The Dixons Group-owned reseller questioned nearly 300 medium-to-large UK firms earlier this month to gauge the mood in the run-up to the OS's launch.
Furthermore, 11 per cent of those questioned intend to adopt Windows 8 as soon as it is released.
When questioned about the reasons for adoption, 44 per cent of respondents felt Microsoft’s new OS will improve employees' work/life balance, 34 per cent felt it could improve the control and management of client devices and 25 per cent felt it would integrate well with BYOD schemes.
According to the respondents, the top five features of Windows 8 (in percentage order) were: Windows To Go (42 per cent), Windows User Interface (19 per cent), increased licensing rights (18 per cent), virtual desktop rights (16 per cent) and Bitlocker (14 per cent).
Conversely, 42 per cent of larger SMB and enterprise businesses across the UK are not considering adopting Windows 8. More than three quarters (76 per cent) felt the cost of adoption could not be justified within current budgets.
Of the others not planning to adopt the OS, 46 per cent are still looking to standardise their networks in Windows 7, and 36 per cent are satisfied with Windows 7 and see no reason to upgrade.
A further 39 per cent saw no value in Widows 8 as they have no tablets. In addition, 63 per cent of those planning to stick with their current OS said they envisaged keeping it for the next 12 to 24 months.
Felix Stauber, managing director of Equanet, said: “Microsoft’s operating systems have defined the workplace for years. Amid staunch competition, Windows 8 looks likely to achieve the same feat, although it will take time. Reflecting the growing popularity of tablets, remote working and BYOD schemes, Windows 8 can seamlessly inhabit the rapidly changing modern work environment.”
He added: “The budget for investment and perceived lack of requirement will deter some, and only time will reveal Windows 8’s true popularity. However, real consideration should be given to the operating system as businesses of all sizes can benefit from the features in Windows 8 and there are innovative solutions for deployment which can be delivered without excessive cost and inconvenience.”

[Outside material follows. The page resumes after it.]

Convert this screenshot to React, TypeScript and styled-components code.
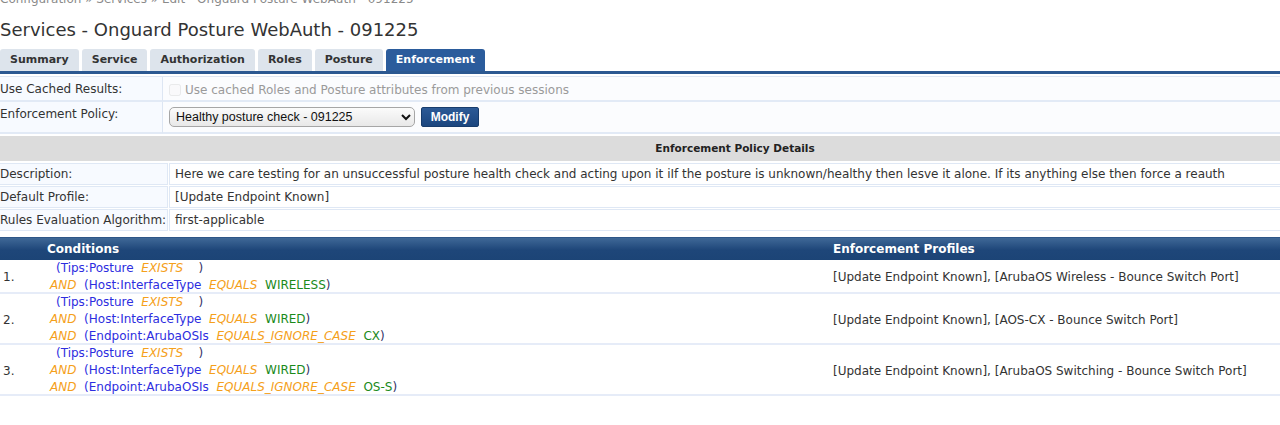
import styled, { createGlobalStyle } from 'styled-components';

const GlobalStyle = createGlobalStyle`
    html, body {
        margin: 0;
        padding: 0;
        background: #ffffff;
        overflow: hidden;
    }
    body {
        font-family: 'DejaVu Sans', Verdana, sans-serif;
        font-size: 12px;
        color: #333333;
    }
`;

const tabs = ['Summary', 'Service', 'Authorization', 'Roles', 'Posture', 'Enforcement'];

type Clause = { attr: string; op: string; value: string };

const rules: { conditions: Clause[]; profiles: string }[] = [
    {
        conditions: [
            { attr: 'Tips:Posture', op: 'EXISTS', value: '' },
            { attr: 'Host:InterfaceType', op: 'EQUALS', value: 'WIRELESS' },
        ],
        profiles: '[Update Endpoint Known], [ArubaOS Wireless - Bounce Switch Port]',
    },
    {
        conditions: [
            { attr: 'Tips:Posture', op: 'EXISTS', value: '' },
            { attr: 'Host:InterfaceType', op: 'EQUALS', value: 'WIRED' },
            { attr: 'Endpoint:ArubaOSIs', op: 'EQUALS_IGNORE_CASE', value: 'CX' },
        ],
        profiles: '[Update Endpoint Known], [AOS-CX - Bounce Switch Port]',
    },
    {
        conditions: [
            { attr: 'Tips:Posture', op: 'EXISTS', value: '' },
            { attr: 'Host:InterfaceType', op: 'EQUALS', value: 'WIRED' },
            { attr: 'Endpoint:ArubaOSIs', op: 'EQUALS_IGNORE_CASE', value: 'OS-S' },
        ],
        profiles: '[Update Endpoint Known], [ArubaOS Switching - Bounce Switch Port]',
    },
];

export default function App() {
    return (
        <>
            <GlobalStyle />
            <Page>
                <Breadcrumb>Configuration » Services » Edit - Onguard Posture WebAuth - 091225</Breadcrumb>
                <Title>Services - Onguard Posture WebAuth - 091225</Title>
                <TabBar>
                    {tabs.map((t) => (
                        <Tab key={t} $active={t === 'Enforcement'}>
                            {t}
                        </Tab>
                    ))}
                </TabBar>

                <FormTable>
                    <LabelCell>Use Cached Results:</LabelCell>
                    <ValueCell>
                        <CheckLabel>
                            <Checkbox type="checkbox" disabled />
                            Use cached Roles and Posture attributes from previous sessions
                        </CheckLabel>
                    </ValueCell>
                    <LabelCell $tall>Enforcement Policy:</LabelCell>
                    <ValueCell $tall>
                        <Select defaultValue="hp">
                            <option value="hp">Healthy posture check - 091225</option>
                        </Select>
                        <ModifyButton>Modify</ModifyButton>
                    </ValueCell>
                </FormTable>

                <SectionHeader>Enforcement Policy Details</SectionHeader>

                <DetailsTable>
                    <DetailLabel>Description:</DetailLabel>
                    <DetailValue>
                        Here we care testing for an unsuccessful posture health check and acting upon it iIf the
                        posture is unknown/healthy then lesve it alone. If its anything else then force a reauth
                    </DetailValue>
                    <DetailLabel>Default Profile:</DetailLabel>
                    <DetailValue>[Update Endpoint Known]</DetailValue>
                    <DetailLabel>Rules Evaluation Algorithm:</DetailLabel>
                    <DetailValue>first-applicable</DetailValue>
                </DetailsTable>

                <RulesTable>
                    <HeadCell />
                    <HeadCell>Conditions</HeadCell>
                    <HeadCell>Enforcement Profiles</HeadCell>
                    {rules.map((r, i) => (
                        <RuleRow key={i}>
                            <NumCell>{i + 1}.</NumCell>
                            <CondCell>
                                {r.conditions.map((c, j) => (
                                    <CondLine key={j} $first={j === 0}>
                                        {j > 0 && <Op>AND</Op>}
                                        {j > 0 && '  '}
                                        <Attr>({c.attr}</Attr>
                                        {'  '}
                                        <Op>{c.op}</Op>
                                        {'  '}
                                        {c.value && <Val>{c.value}</Val>}
                                        <Paren>{c.value ? ')' : '  )'}</Paren>
                                    </CondLine>
                                ))}
                            </CondCell>
                            <ProfileCell>{r.profiles}</ProfileCell>
                        </RuleRow>
                    ))}
                </RulesTable>
            </Page>
        </>
    );
}

const Page = styled.div`
    width: 1470px;
    display: flex;
    flex-direction: column;
`;

const Breadcrumb = styled.div`
    margin-top: -10px;
    font-size: 12px;
    line-height: 18px;
    color: #8a8a8a;
`;

const Title = styled.h1`
    margin: 0 0 6px;
    padding-top: 9px;
    font-size: 18px;
    font-weight: normal;
    line-height: 26px;
    color: #333333;
`;

const TabBar = styled.div`
    display: flex;
    gap: 3px;
    border-bottom: 3px solid #2b5891;
    height: 22px;
`;

const Tab = styled.div<{ $active?: boolean }>`
    padding: 0 10px;
    height: 22px;
    line-height: 22px;
    font-size: 11px;
    font-weight: bold;
    border-radius: 3px 3px 0 0;
    background: ${(p) => (p.$active ? '#2b5c9c' : '#dde4ec')};
    color: ${(p) => (p.$active ? '#ffffff' : '#333333')};
`;

const FormTable = styled.div`
    display: grid;
    grid-template-columns: 163px 1fr;
    margin-top: 2px;
    border-top: 1px solid #dfe7f3;
`;

const LabelCell = styled.div<{ $tall?: boolean }>`
    padding-top: ${(p) => (p.$tall ? '3px' : '1px')};
    line-height: ${(p) => (p.$tall ? '18px' : '22px')};
    background: #f7faff;
    border-bottom: 2px solid #e2eaf6;
    border-right: 1px solid #dde6f3;
    box-sizing: border-box;
    height: ${(p) => (p.$tall ? '32px' : '25px')};
    white-space: nowrap;
`;

const ValueCell = styled.div<{ $tall?: boolean }>`
    display: flex;
    align-items: center;
    gap: 6px;
    padding-left: 6px;
    padding-top: ${(p) => (p.$tall ? '0' : '2px')};
    background: #fbfcfe;
    border-bottom: 2px solid #e2eaf6;
    box-sizing: border-box;
    height: ${(p) => (p.$tall ? '32px' : '25px')};
`;

const CheckLabel = styled.label`
    display: flex;
    align-items: center;
    gap: 4px;
    color: #9a9a9a;
`;

const Checkbox = styled.input`
    margin: 0;
    width: 12px;
    height: 12px;
    opacity: 0.4;
`;

const Select = styled.select`
    width: 246px;
    height: 20px;
    padding: 0 2px;
    font-family: 'Liberation Sans', Arial, sans-serif;
    font-size: 12.5px;
    color: #111111;
    border: 1px solid #a6a6a6;
    border-radius: 5px;
    background: linear-gradient(#fbfbfb, #e8e8e8);
`;

const ModifyButton = styled.button`
    height: 20px;
    width: 58px;
    padding: 0;
    font-family: 'Liberation Sans', Arial, sans-serif;
    font-size: 12px;
    font-weight: bold;
    color: #ffffff;
    background: linear-gradient(#2c5a96, #1b467f);
    border: 1px solid #173c6c;
    border-radius: 2px;
`;

const SectionHeader = styled.div`
    margin-top: 2px;
    height: 25px;
    line-height: 25px;
    text-align: center;
    font-size: 10.5px;
    font-weight: bold;
    background: #dcdcdc;
    color: #222222;
`;

const DetailsTable = styled.div`
    display: grid;
    grid-template-columns: 168px 1fr;
    column-gap: 1px;
    row-gap: 1px;
    padding-top: 2px;
`;

const DetailLabel = styled.div`
    height: 22px;
    box-sizing: border-box;
    line-height: 20px;
    background: #f7faff;
    border: 1px solid #dfe8f5;
    border-left: none;
    white-space: nowrap;
`;

const DetailValue = styled.div`
    height: 22px;
    box-sizing: border-box;
    line-height: 20px;
    padding-left: 5px;
    background: #ffffff;
    border: 1px solid #dfe8f5;
    white-space: nowrap;
`;

const RulesTable = styled.div`
    margin-top: 6px;
    display: grid;
    grid-template-columns: 47px 786px 1fr;
    border-top: 1px solid #2e5687;
`;

const HeadCell = styled.div`
    height: 22px;
    line-height: 22px;
    font-size: 12px;
    font-weight: bold;
    color: #ffffff;
    background: linear-gradient(#3f6897, #1e4679 55%, #1c4476);
`;

const RuleRow = styled.div`
    display: contents;
`;

const NumCell = styled.div`
    display: flex;
    align-items: center;
    padding-left: 3px;
    box-shadow: inset 0 -2px 0 #e6ecf8;
`;

const CondCell = styled.div`
    padding: 0 0 0 3px;
    box-shadow: inset 0 -2px 0 #e6ecf8;
`;

const CondLine = styled.div<{ $first?: boolean }>`
    line-height: 17px;
    white-space: pre;
    padding-left: ${(p) => (p.$first ? '6px' : '0')};
`;

const ProfileCell = styled.div`
    display: flex;
    align-items: center;
    box-shadow: inset 0 -2px 0 #e6ecf8;
`;

const Attr = styled.span`
    color: #2d2de0;
`;

const Op = styled.span`
    color: #f5a01a;
    font-style: italic;
`;

const Val = styled.span`
    color: #1b8a1b;
`;

const Paren = styled.span`
    color: #333366;
`;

Stauber said Microsoft appeared to be in a win-win situation.
“The popularity of Windows 7 means that many businesses are perfectly satisfied with their current operating system and see no reason to change. Windows 7 does not deliver the same specifications as Windows 8, but it remains a very effective operating system, so, whether it be on the emerging or legacy software, Microsoft’s synonymy with UK workplaces looks set to remain,” he added.
“The real challenge is for companies currently using Windows XP. Microsoft will be retiring Windows XP in April 2014, so businesses in this situation will have to carefully consider all operating systems available in the very near future.”